Written instruction:
Copy out the data below as written; omit any images.

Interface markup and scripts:

_ _ _ _ _ _ _

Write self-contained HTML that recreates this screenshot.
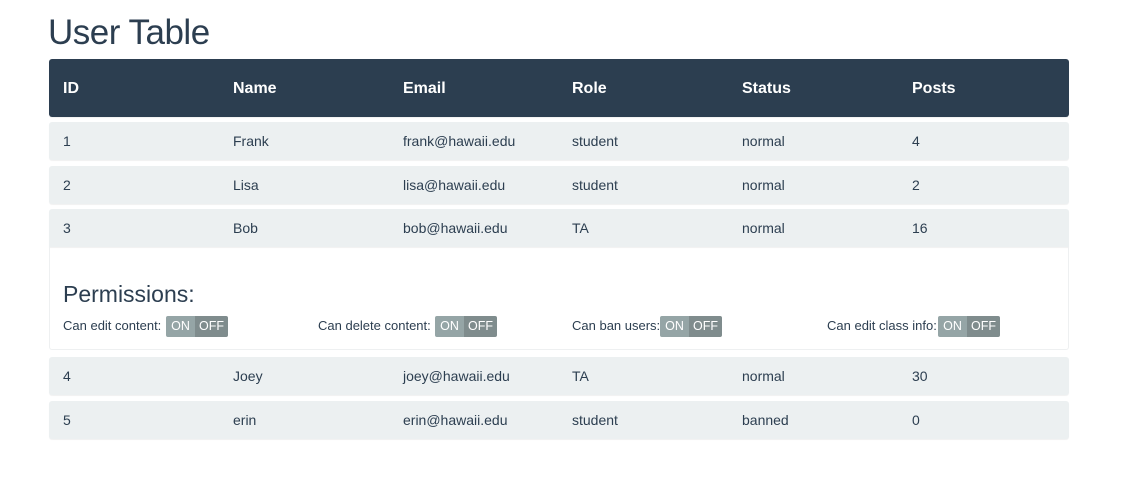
<!DOCTYPE html><html><head><style>
body{margin:0;background:#fff;font-family:"Liberation Sans",sans-serif;color:#2c3e50;width:1122px;height:499px;overflow:hidden;position:relative}
.a{position:absolute}
h1{position:absolute;left:48px;top:13px;margin:0;font-weight:normal;font-size:35px;color:#2c3e50;letter-spacing:-0.5px}
.row{position:absolute;left:49px;width:1020px;background:#ecf0f1;border-radius:3px;font-size:14px;box-shadow:0 1px 1px rgba(0,0,0,.06)}
.row span{position:absolute;top:50%;transform:translateY(-50%)}
.hd{background:#2c3e50;color:#fff;font-weight:bold;font-size:16px}
.hd span{margin-top:1px}
.tg{position:absolute;top:316px;height:21px;border-radius:2px;overflow:hidden;font-size:12.5px;color:#fff;display:flex}
.tg b{font-weight:normal;background:#95a5a6;width:29px;text-align:center;line-height:21px}
.tg i{font-style:normal;background:#7f8c8d;width:33px;text-align:center;line-height:21px}
.lb{position:absolute;top:318px;font-size:13px}
</style></head><body>
<h1>User Table</h1>
<div class="row hd" style="top:59px;height:58px"><span style="left:14px">ID</span><span style="left:184px">Name</span><span style="left:354px">Email</span><span style="left:523px">Role</span><span style="left:693px">Status</span><span style="left:863px">Posts</span></div>
<div class="row" style="top:122px;height:38px"><span style="left:14px">1</span><span style="left:184px">Frank</span><span style="left:354px">frank@hawaii.edu</span><span style="left:523px">student</span><span style="left:693px">normal</span><span style="left:863px">4</span></div>
<div class="row" style="top:166px;height:38px"><span style="left:14px">2</span><span style="left:184px">Lisa</span><span style="left:354px">lisa@hawaii.edu</span><span style="left:523px">student</span><span style="left:693px">normal</span><span style="left:863px">2</span></div>
<div class="row" style="top:209px;height:38px;border-radius:3px 3px 0 0"><span style="left:14px">3</span><span style="left:184px">Bob</span><span style="left:354px">bob@hawaii.edu</span><span style="left:523px">TA</span><span style="left:693px">normal</span><span style="left:863px">16</span></div>
<div class="a" style="left:49px;top:247px;width:1018px;height:102px;border:1px solid #eef0f1;border-top:none;border-radius:0 0 3px 3px"></div>
<div class="a" style="left:63px;top:281px;font-size:23px">Permissions:</div>
<div class="lb" style="left:63px">Can edit content:</div><div class="tg" style="left:166px"><b>ON</b><i>OFF</i></div>
<div class="lb" style="left:318px">Can delete content:</div><div class="tg" style="left:435px"><b>ON</b><i>OFF</i></div>
<div class="lb" style="left:572px">Can ban users:</div><div class="tg" style="left:660px"><b>ON</b><i>OFF</i></div>
<div class="lb" style="left:827px">Can edit class info:</div><div class="tg" style="left:938px"><b>ON</b><i>OFF</i></div>
<div class="row" style="top:357px;height:38px"><span style="left:14px">4</span><span style="left:184px">Joey</span><span style="left:354px">joey@hawaii.edu</span><span style="left:523px">TA</span><span style="left:693px">normal</span><span style="left:863px">30</span></div>
<div class="row" style="top:401px;height:38px"><span style="left:14px">5</span><span style="left:184px">erin</span><span style="left:354px">erin@hawaii.edu</span><span style="left:523px">student</span><span style="left:693px">banned</span><span style="left:863px">0</span></div>
</body></html>
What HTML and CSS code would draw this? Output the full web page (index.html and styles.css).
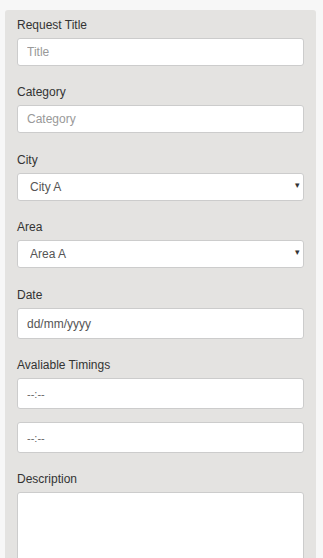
FILE: index.html
```html
<!DOCTYPE html>
<html lang="en">
<head>
  <meta charset="UTF-8">
  <meta name="viewport" content="width=device-width, initial-scale=1.0">
  <title>New Request</title>
  <link rel="stylesheet" href="styles.css">
</head>
<body>
  <div class="request-card">
    <!-- Request form -->
    <form class="request-form">
      <div class="form-group">
        <label for="title">Request Title</label>
        <input type="text" id="title" class="form-control" placeholder="Title">
      </div>

      <div class="form-group">
        <label for="category">Category</label>
        <input type="text" id="category" class="form-control" placeholder="Category">
      </div>

      <div class="form-group spaced">
        <label for="city">City</label>
        <div class="select-wrap">
          <select id="city" class="form-control select">
            <option>City A</option>
            <option>City B</option>
          </select>
          <span class="caret">▾</span>
        </div>
      </div>

      <div class="form-group">
        <label for="area">Area</label>
        <div class="select-wrap">
          <select id="area" class="form-control select">
            <option>Area A</option>
            <option>Area B</option>
          </select>
          <span class="caret">▾</span>
        </div>
      </div>

      <div class="form-group spaced">
        <label for="date">Date</label>
        <input type="text" id="date" class="form-control tall" value="dd/mm/yyyy">
      </div>

      <div class="form-group">
        <label for="time-from">Avaliable Timings</label>
        <input type="text" id="time-from" class="form-control tall time" value="--:--">
        <input type="text" id="time-to" class="form-control tall time" value="--:--">
      </div>

      <div class="form-group">
        <label for="description">Description</label>
        <textarea id="description" class="form-control textarea"></textarea>
      </div>
    </form>
  </div>
</body>
</html>
```

FILE: styles.css
```css
* {
  margin: 0;
  padding: 0;
  box-sizing: border-box;
}

body {
  font-family: 'Liberation Sans', Arial, sans-serif;
  font-size: 12px;
  background-color: #f7f7f7;
  color: #333;
  overflow: hidden;
}

/* Card */
.request-card {
  margin: 10px 7px 0 5px;
  background-color: #e4e3e1;
  border-radius: 3px 3px 0 0;
  padding: 7px 12px 0 12px;
  height: 560px;
}

.form-group {
  margin-bottom: 18px;
}

.form-group.spaced {
  padding-top: 1px;
}

.form-group label {
  display: block;
  line-height: 17px;
  margin-bottom: 4px;
}

.form-control {
  display: block;
  width: 100%;
  height: 28px;
  padding: 0 9px;
  font-family: inherit;
  font-size: 12px;
  color: #555;
  background-color: #fff;
  border: 1px solid #ccc;
  border-radius: 3px;
  outline: none;
}

.form-control::placeholder {
  color: #999;
}

.form-control.tall {
  height: 31px;
}

.form-control.time {
  color: #666;
  font-size: 11px;
}

.form-control.time + .form-control.time {
  margin-top: 13px;
}

/* Selects */
.select-wrap {
  position: relative;
}

.select {
  appearance: none;
  -webkit-appearance: none;
  padding-left: 12px;
}

.caret {
  position: absolute;
  right: 4px;
  top: 7px;
  font-size: 9px;
  color: #333;
  pointer-events: none;
}

.textarea {
  height: 90px;
  resize: none;
}
```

_ _ _ _ _ _ _

Response for this exercise:
Write self-contained HTML that recreates this screenshot.
<!DOCTYPE html><html><head><style>
body{margin:0;background:#fff;font-family:"Liberation Sans",sans-serif;color:#2c3e50;width:1122px;height:499px;overflow:hidden;position:relative}
.a{position:absolute}
h1{position:absolute;left:48px;top:13px;margin:0;font-weight:normal;font-size:35px;color:#2c3e50;letter-spacing:-0.5px}
.row{position:absolute;left:49px;width:1020px;background:#ecf0f1;border-radius:3px;font-size:14px;box-shadow:0 1px 1px rgba(0,0,0,.06)}
.row span{position:absolute;top:50%;transform:translateY(-50%)}
.hd{background:#2c3e50;color:#fff;font-weight:bold;font-size:16px}
.hd span{margin-top:1px}
.tg{position:absolute;top:316px;height:21px;border-radius:2px;overflow:hidden;font-size:12.5px;color:#fff;display:flex}
.tg b{font-weight:normal;background:#95a5a6;width:29px;text-align:center;line-height:21px}
.tg i{font-style:normal;background:#7f8c8d;width:33px;text-align:center;line-height:21px}
.lb{position:absolute;top:318px;font-size:13px}
</style></head><body>
<h1>User Table</h1>
<div class="row hd" style="top:59px;height:58px"><span style="left:14px">ID</span><span style="left:184px">Name</span><span style="left:354px">Email</span><span style="left:523px">Role</span><span style="left:693px">Status</span><span style="left:863px">Posts</span></div>
<div class="row" style="top:122px;height:38px"><span style="left:14px">1</span><span style="left:184px">Frank</span><span style="left:354px">frank@hawaii.edu</span><span style="left:523px">student</span><span style="left:693px">normal</span><span style="left:863px">4</span></div>
<div class="row" style="top:166px;height:38px"><span style="left:14px">2</span><span style="left:184px">Lisa</span><span style="left:354px">lisa@hawaii.edu</span><span style="left:523px">student</span><span style="left:693px">normal</span><span style="left:863px">2</span></div>
<div class="row" style="top:209px;height:38px;border-radius:3px 3px 0 0"><span style="left:14px">3</span><span style="left:184px">Bob</span><span style="left:354px">bob@hawaii.edu</span><span style="left:523px">TA</span><span style="left:693px">normal</span><span style="left:863px">16</span></div>
<div class="a" style="left:49px;top:247px;width:1018px;height:102px;border:1px solid #eef0f1;border-top:none;border-radius:0 0 3px 3px"></div>
<div class="a" style="left:63px;top:281px;font-size:23px">Permissions:</div>
<div class="lb" style="left:63px">Can edit content:</div><div class="tg" style="left:166px"><b>ON</b><i>OFF</i></div>
<div class="lb" style="left:318px">Can delete content:</div><div class="tg" style="left:435px"><b>ON</b><i>OFF</i></div>
<div class="lb" style="left:572px">Can ban users:</div><div class="tg" style="left:660px"><b>ON</b><i>OFF</i></div>
<div class="lb" style="left:827px">Can edit class info:</div><div class="tg" style="left:938px"><b>ON</b><i>OFF</i></div>
<div class="row" style="top:357px;height:38px"><span style="left:14px">4</span><span style="left:184px">Joey</span><span style="left:354px">joey@hawaii.edu</span><span style="left:523px">TA</span><span style="left:693px">normal</span><span style="left:863px">30</span></div>
<div class="row" style="top:401px;height:38px"><span style="left:14px">5</span><span style="left:184px">erin</span><span style="left:354px">erin@hawaii.edu</span><span style="left:523px">student</span><span style="left:693px">banned</span><span style="left:863px">0</span></div>
</body></html>
What HTML and CSS code would draw this? Output the full web page (index.html and styles.css).
FILE: index.html
```html
<!DOCTYPE html>
<html lang="en">
<head>
  <meta charset="UTF-8">
  <meta name="viewport" content="width=device-width, initial-scale=1.0">
  <title>New Request</title>
  <link rel="stylesheet" href="styles.css">
</head>
<body>
  <div class="request-card">
    <!-- Request form -->
    <form class="request-form">
      <div class="form-group">
        <label for="title">Request Title</label>
        <input type="text" id="title" class="form-control" placeholder="Title">
      </div>

      <div class="form-group">
        <label for="category">Category</label>
        <input type="text" id="category" class="form-control" placeholder="Category">
      </div>

      <div class="form-group spaced">
        <label for="city">City</label>
        <div class="select-wrap">
          <select id="city" class="form-control select">
            <option>City A</option>
            <option>City B</option>
          </select>
          <span class="caret">▾</span>
        </div>
      </div>

      <div class="form-group">
        <label for="area">Area</label>
        <div class="select-wrap">
          <select id="area" class="form-control select">
            <option>Area A</option>
            <option>Area B</option>
          </select>
          <span class="caret">▾</span>
        </div>
      </div>

      <div class="form-group spaced">
        <label for="date">Date</label>
        <input type="text" id="date" class="form-control tall" value="dd/mm/yyyy">
      </div>

      <div class="form-group">
        <label for="time-from">Avaliable Timings</label>
        <input type="text" id="time-from" class="form-control tall time" value="--:--">
        <input type="text" id="time-to" class="form-control tall time" value="--:--">
      </div>

      <div class="form-group">
        <label for="description">Description</label>
        <textarea id="description" class="form-control textarea"></textarea>
      </div>
    </form>
  </div>
</body>
</html>
```

FILE: styles.css
```css
* {
  margin: 0;
  padding: 0;
  box-sizing: border-box;
}

body {
  font-family: 'Liberation Sans', Arial, sans-serif;
  font-size: 12px;
  background-color: #f7f7f7;
  color: #333;
  overflow: hidden;
}

/* Card */
.request-card {
  margin: 10px 7px 0 5px;
  background-color: #e4e3e1;
  border-radius: 3px 3px 0 0;
  padding: 7px 12px 0 12px;
  height: 560px;
}

.form-group {
  margin-bottom: 18px;
}

.form-group.spaced {
  padding-top: 1px;
}

.form-group label {
  display: block;
  line-height: 17px;
  margin-bottom: 4px;
}

.form-control {
  display: block;
  width: 100%;
  height: 28px;
  padding: 0 9px;
  font-family: inherit;
  font-size: 12px;
  color: #555;
  background-color: #fff;
  border: 1px solid #ccc;
  border-radius: 3px;
  outline: none;
}

.form-control::placeholder {
  color: #999;
}

.form-control.tall {
  height: 31px;
}

.form-control.time {
  color: #666;
  font-size: 11px;
}

.form-control.time + .form-control.time {
  margin-top: 13px;
}

/* Selects */
.select-wrap {
  position: relative;
}

.select {
  appearance: none;
  -webkit-appearance: none;
  padding-left: 12px;
}

.caret {
  position: absolute;
  right: 4px;
  top: 7px;
  font-size: 9px;
  color: #333;
  pointer-events: none;
}

.textarea {
  height: 90px;
  resize: none;
}
```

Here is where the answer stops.